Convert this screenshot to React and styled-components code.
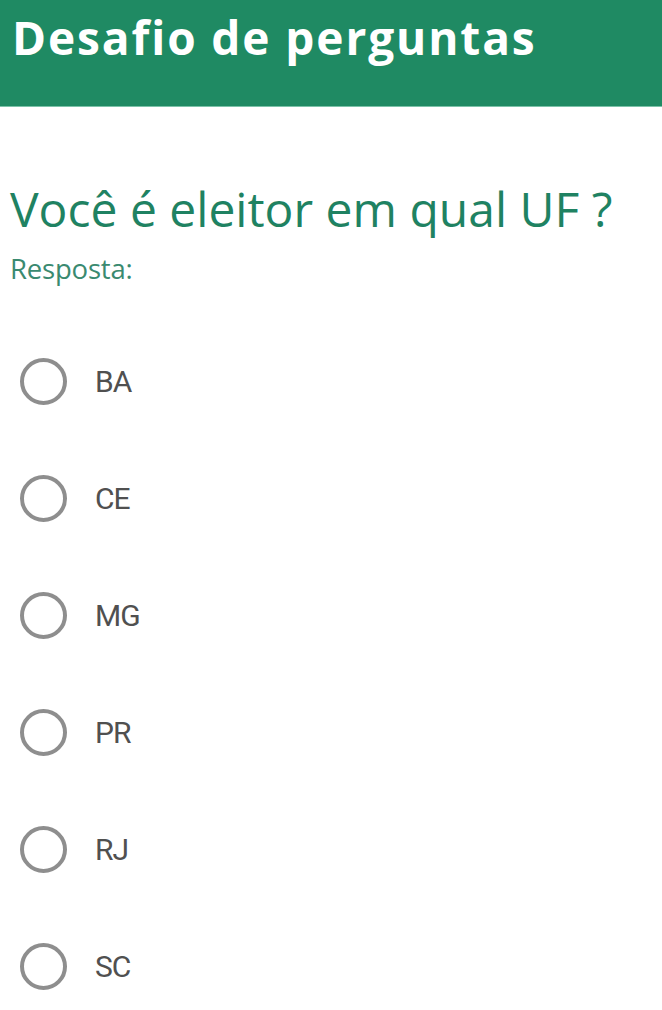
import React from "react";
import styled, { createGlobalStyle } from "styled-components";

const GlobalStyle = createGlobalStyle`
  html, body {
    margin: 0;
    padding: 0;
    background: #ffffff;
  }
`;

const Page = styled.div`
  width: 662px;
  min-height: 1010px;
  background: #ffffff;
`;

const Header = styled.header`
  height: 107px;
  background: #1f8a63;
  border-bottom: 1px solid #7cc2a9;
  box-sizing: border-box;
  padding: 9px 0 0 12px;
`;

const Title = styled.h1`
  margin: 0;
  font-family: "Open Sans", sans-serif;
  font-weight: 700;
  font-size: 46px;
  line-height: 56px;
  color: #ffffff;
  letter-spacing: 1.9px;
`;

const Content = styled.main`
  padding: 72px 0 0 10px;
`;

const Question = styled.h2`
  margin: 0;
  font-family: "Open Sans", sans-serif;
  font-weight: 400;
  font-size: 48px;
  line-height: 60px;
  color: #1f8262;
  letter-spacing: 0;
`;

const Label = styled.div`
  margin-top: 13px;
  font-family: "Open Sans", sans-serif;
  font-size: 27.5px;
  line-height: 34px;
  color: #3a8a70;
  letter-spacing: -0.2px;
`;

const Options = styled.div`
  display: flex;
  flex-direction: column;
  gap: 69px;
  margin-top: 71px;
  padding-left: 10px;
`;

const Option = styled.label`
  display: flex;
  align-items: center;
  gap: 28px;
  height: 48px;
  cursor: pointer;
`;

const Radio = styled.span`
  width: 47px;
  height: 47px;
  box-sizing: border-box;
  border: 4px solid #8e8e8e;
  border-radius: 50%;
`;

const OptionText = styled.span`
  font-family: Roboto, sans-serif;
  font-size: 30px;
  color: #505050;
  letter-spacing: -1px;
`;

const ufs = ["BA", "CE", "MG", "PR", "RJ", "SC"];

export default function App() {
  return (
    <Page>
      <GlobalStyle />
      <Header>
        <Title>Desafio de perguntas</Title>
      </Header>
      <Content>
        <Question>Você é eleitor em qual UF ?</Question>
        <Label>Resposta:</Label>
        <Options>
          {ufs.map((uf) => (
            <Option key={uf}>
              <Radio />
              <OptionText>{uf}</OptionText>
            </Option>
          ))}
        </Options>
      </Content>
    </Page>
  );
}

• • •

Problem to work on: Copy every line above in which the string "styled" shows up.

The result:
Convert this screenshot to React and styled-components code.
import styled, { createGlobalStyle } from "styled-components";
const Page = styled.div`
const Header = styled.header`
const Title = styled.h1`
const Content = styled.main`
const Question = styled.h2`
const Label = styled.div`
const Options = styled.div`
const Option = styled.label`
const Radio = styled.span`
const OptionText = styled.span`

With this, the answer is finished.